A história política de uma nação se escreve através de seus momentos mais importantes, que se encadeiam em causa e consequência inevitáveis, permitindo que sua análise forneça uma compreensão dos processos históricos determinantes e traga à tona motivações que levaram às alianças e improváveis aproximações que se percebem nos dias atuais.
Há exatos 20 anos, o Brasil colocava o ponto final em um de seus mais controversos períodos, assinalando o fim da ditadura militar e o nascimento de uma democracia que demandaria alguns anos para atingir o nível de consciência de uma geração inteira, desacostumada com o espírito crítico, com a participação ativista, com o direito elementar de se fazer ouvir e ter liberdade de desejar um futuro melhor de acordo com seus próprios padrões.
Ao fim de duas décadas com direitos tolhidos sob o jugo de um período de exceção, os brasileiros rearranjaram a casa e tomaram em suas mãos o destino da nação. Era o grito das Diretas Já!, um movimento de proporções inimaginadas, que levaria ao fim da ditadura pelos caminhos da não violência, da negociação política sem derramamento de sangue, pela retomada do poder pela sociedade livre e dona de seu destino.
As eleições de 15 de novembro de 1989 foram as primeiras diretas depois do golpe de 1964, consequência de um período de abertura que culminou com a eleição de Tancredo Neves e a posse de José Sarney, em circunstâncias que, hoje, explicam muito dos percalços percorridos pelo País nas décadas seguintes. O pleito veio cheio de simbolismos, trazendo uma nova geração, um sonho de mudança, uma oportunidade para reescrever a história com as letras fortes que imprimiram a Constituição Cidadã no ano anterior.

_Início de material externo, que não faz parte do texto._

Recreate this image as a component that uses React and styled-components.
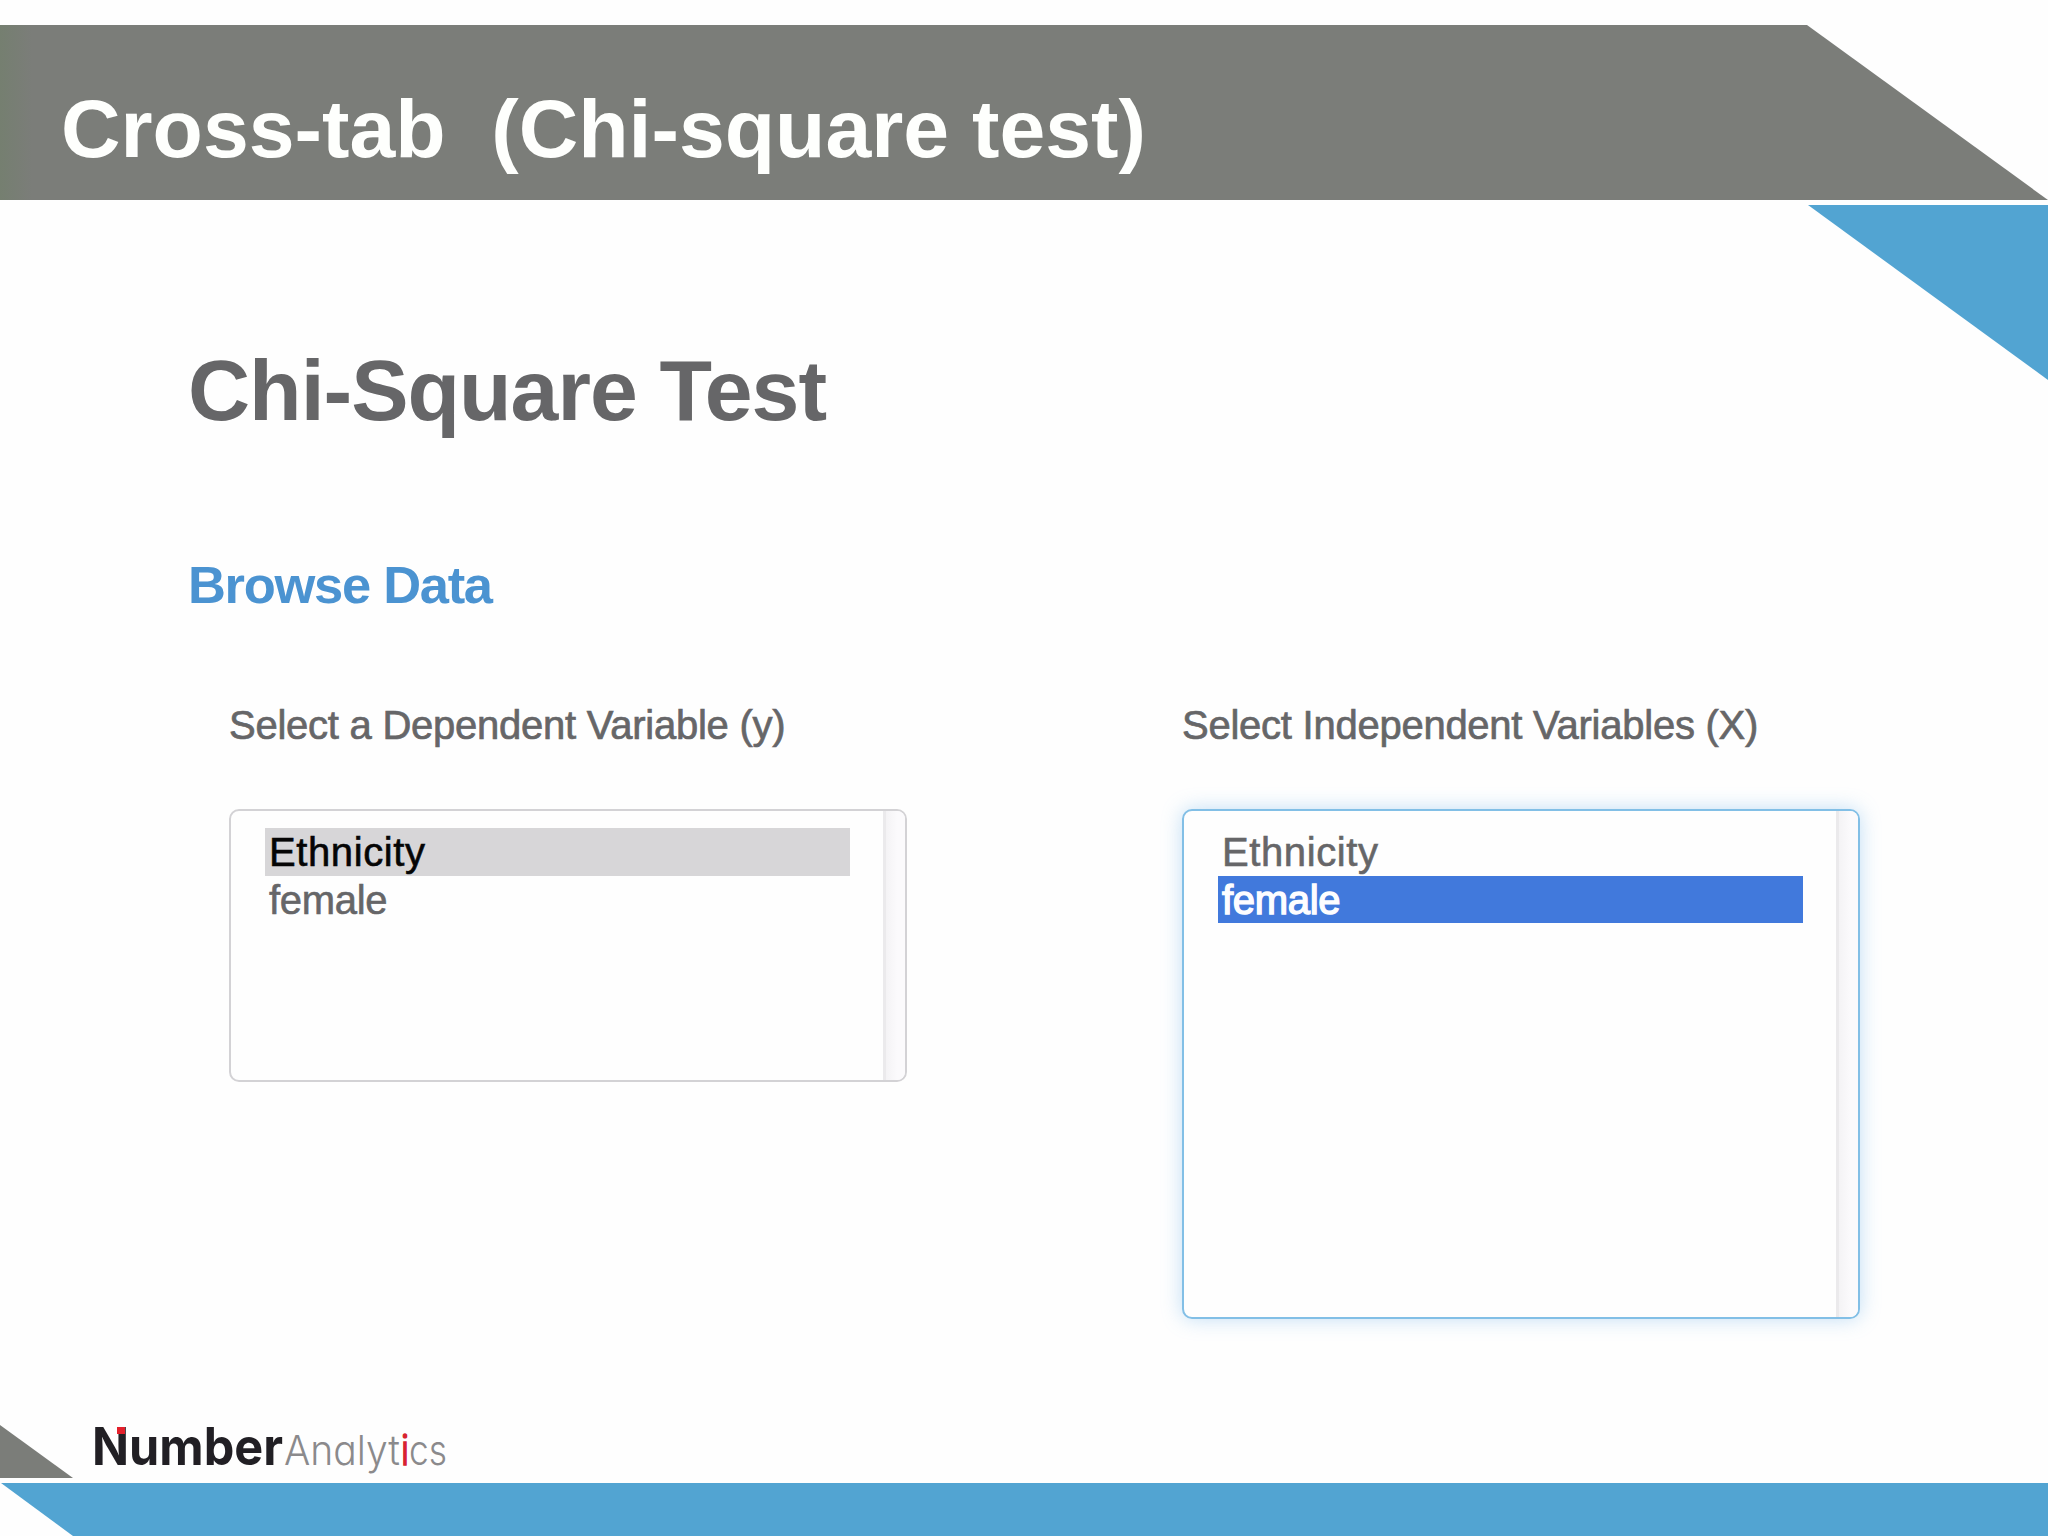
import { useState } from "react"
import styled, { createGlobalStyle } from "styled-components"

const GlobalStyle = createGlobalStyle`
  * {
    box-sizing: border-box;
    margin: 0;
    padding: 0;
  }

  body {
    background-color: #fefefe;
    font-family: "Liberation Sans", Arial, sans-serif;
  }
`

const Slide = styled.div`
  position: relative;
  display: flex;
  flex-direction: column;
  width: 2048px;
  height: 1536px;
  padding-top: 25px;
  overflow: hidden;
  background-color: #fefefe;
`

const Banner = styled.header`
  display: flex;
  align-items: center;
  flex: none;
  height: 175px;
  padding: 30px 61px 0;
  background: linear-gradient(90deg, #757f70 0, #7b7d79 32px);
  clip-path: polygon(0 0, 1807px 0, 100% 100%, 0 100%);
`

const BannerTitle = styled.h1`
  color: #fefffd;
  font-size: 82.4px;
  line-height: 92px;
  white-space: pre;
`

const Corner = styled.div`
  position: absolute;
  top: 205px;
  right: 0;
  width: 240px;
  height: 175px;
  background-color: #52a4d2;
  clip-path: polygon(0 0, 100% 0, 100% 100%);
`

const Content = styled.main`
  flex: 1;
  padding: 141px 188px 0 188px;
`

const TestTitle = styled.h2`
  color: #666668;
  font-size: 86px;
  line-height: 98px;
  letter-spacing: -1px;
`

const SectionTitle = styled.h3`
  margin-top: 116px;
  color: #4b93d1;
  font-size: 52.5px;
  line-height: 60px;
  letter-spacing: -1.3px;
`

const Fields = styled.div`
  display: flex;
  justify-content: space-between;
  align-items: flex-start;
  margin-top: 87px;
  padding-left: 41px;
`

const Field = styled.div`
  width: 678px;
`

const Label = styled.p`
  color: #666668;
  font-size: 40px;
  line-height: 46px;
  letter-spacing: -0.25px;
  white-space: nowrap;
  -webkit-text-stroke: 0.7px #666668;
`

const ListBox = styled.div`
  display: flex;
  height: ${props => props.$height}px;
  margin-top: 61px;
  border: 2px solid ${props => props.$focused ? "#82bfe6" : "#d3d2d5"};
  border-radius: 10px;
  overflow: hidden;
  background-color: #fefefe;
  box-shadow: ${props => props.$focused ? "0 0 20px rgba(102, 175, 233, 0.4)" : "none"};
`

const Options = styled.ul`
  flex: 1;
  padding: 17px 33px 0 34px;
  list-style: none;
`

const Track = styled.div`
  width: 22px;
  border-left: 3px solid #ebeaec;
  background: linear-gradient(90deg, #f4f3f5, #fbfafc 60%);
`

const optionColors = {
  none: ["transparent", "#666668"],
  blurred: ["#d7d6d8", "#050505"],
  focused: ["#4179dc", "#fdfdff"]
}

const Option = styled.li`
  height: 47.5px;
  padding-left: 4px;
  background-color: ${props => optionColors[props.$state][0]};
  color: ${props => optionColors[props.$state][1]};
  font-size: 40px;
  line-height: 48px;
  letter-spacing: ${props => props.$spacing}px;
  -webkit-text-stroke: ${props => props.$state === "focused" ? "1.4px" : "0.6px"};
  cursor: default;
`

const Footer = styled.footer`
  flex: none;
  height: 119px;
`

const FooterTop = styled.div`
  display: flex;
  align-items: flex-end;
  height: 66px;
`

const Wedge = styled.div`
  width: 73px;
  height: 53px;
  margin-bottom: 5px;
  background-color: #7b7d79;
  clip-path: polygon(0 0, 100% 100%, 0 100%);
`

const FooterBar = styled.div`
  height: 53px;
  background-color: #52a4d2;
  clip-path: polygon(1px 0, 100% 0, 100% 100%, 73px 100%);
`

const Wordmark = styled.svg`
  flex: none;
  width: 380px;
  height: 83px;
`

const Bold = styled.text`
  fill: #211f24;
  font-family: Inter, sans-serif;
  font-size: 52px;
  font-weight: 700;
`

// cv11 is Inter's single-storey "a"
const Thin = styled.text`
  fill: ${props => props.$red ? "#d8232f" : "#8b8a8c"};
  stroke: ${props => props.$red ? "#d8232f" : "none"};
  stroke-width: 1.5px;
  font-family: Inter, sans-serif;
  font-size: 41px;
  font-weight: 300;
  font-feature-settings: "cv11";
`

function Logo () {
  return (
    <Wordmark viewBox="73 1400 380 83">
      <Bold x="92" y="1465" textLength="191" lengthAdjust="spacingAndGlyphs">Number</Bold>
      <rect x="117" y="1427" width="8" height="7" fill="#e3202b" />
      <Thin x="284" y="1465" textLength="116" lengthAdjust="spacingAndGlyphs">Analyt</Thin>
      <Thin $red x="401" y="1465" textLength="8" lengthAdjust="spacingAndGlyphs">i</Thin>
      <Thin x="409" y="1465" textLength="38" lengthAdjust="spacingAndGlyphs">cs</Thin>
    </Wordmark>
  )
}

const variables = [
  { name: "Ethnicity", spacing: 0.6 },
  { name: "female", spacing: -0.3 }
]

function VariableSelect ({ label, height, initial, focused }) {
  const [selected, setSelected] = useState(initial)
  const activeState = focused ? "focused" : "blurred"

  return (
    <Field>
      <Label>{label}</Label>
      <ListBox $height={height} $focused={focused}>
        <Options>
          {variables.map(({ name, spacing }) => (
            <Option
              key={name}
              $spacing={spacing}
              $state={name === selected ? activeState : "none"}
              onClick={() => setSelected(name)}
            >
              {name}
            </Option>
          ))}
        </Options>
        <Track />
      </ListBox>
    </Field>
  )
}

function App () {
  return (
    <>
      <GlobalStyle />
      <Slide>
        <Banner>
          <BannerTitle>{"Cross-tab  (Chi-square test)"}</BannerTitle>
        </Banner>
        <Corner />
        <Content>
          <TestTitle>Chi-Square Test</TestTitle>
          <SectionTitle>Browse Data</SectionTitle>
          <Fields>
            <VariableSelect
              label="Select a Dependent Variable (y)"
              height={273}
              initial="Ethnicity"
            />
            <VariableSelect
              label="Select Independent Variables (X)"
              height={510}
              initial="female"
              focused
            />
          </Fields>
        </Content>
        <Footer>
          <FooterTop>
            <Wedge />
            <Logo />
          </FooterTop>
          <FooterBar />
        </Footer>
      </Slide>
    </>
  )
}

export default App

O número de 22 candidatos e a polarização final entre o discurso de esquerda de Luiz Inácio Lula da Silva e o de direita de Fernando Collor de Mello deveriam ser esperados. No rearranjo institucional, todas as tendências desejavam ser representadas e as linhas-mestras da nova política começaram a ser traçadas. Os passos seguintes são conhecidos: Collor inaugurou a sua República de Alagoas no Planalto e os mesmos jovens que pela primeira vez haviam votado viram o primeiro presidente da abertura sair pela porta dos fundos ao admitir a total incapacidade de gerenciar a crise política que se instalou a partir do Congresso.
O espelho da história é o reconhecimento dos fatos atuais. É possível entender o que acontece hoje, embora certas circunstâncias sejam realmente difíceis de explicar. Interessante observar que muitos dos personagens da época - relembrados em reportagem especial nesta edição - são hoje figuras proeminentes na política, aliados improváveis, apoiadores de ocasião, com discursos desconstruídos ao longo do tempo e das conveniências. Ao que a população assiste em indolente letargia, ansiosa por uma mobilização cívica que não se vê há exatos 20 anos.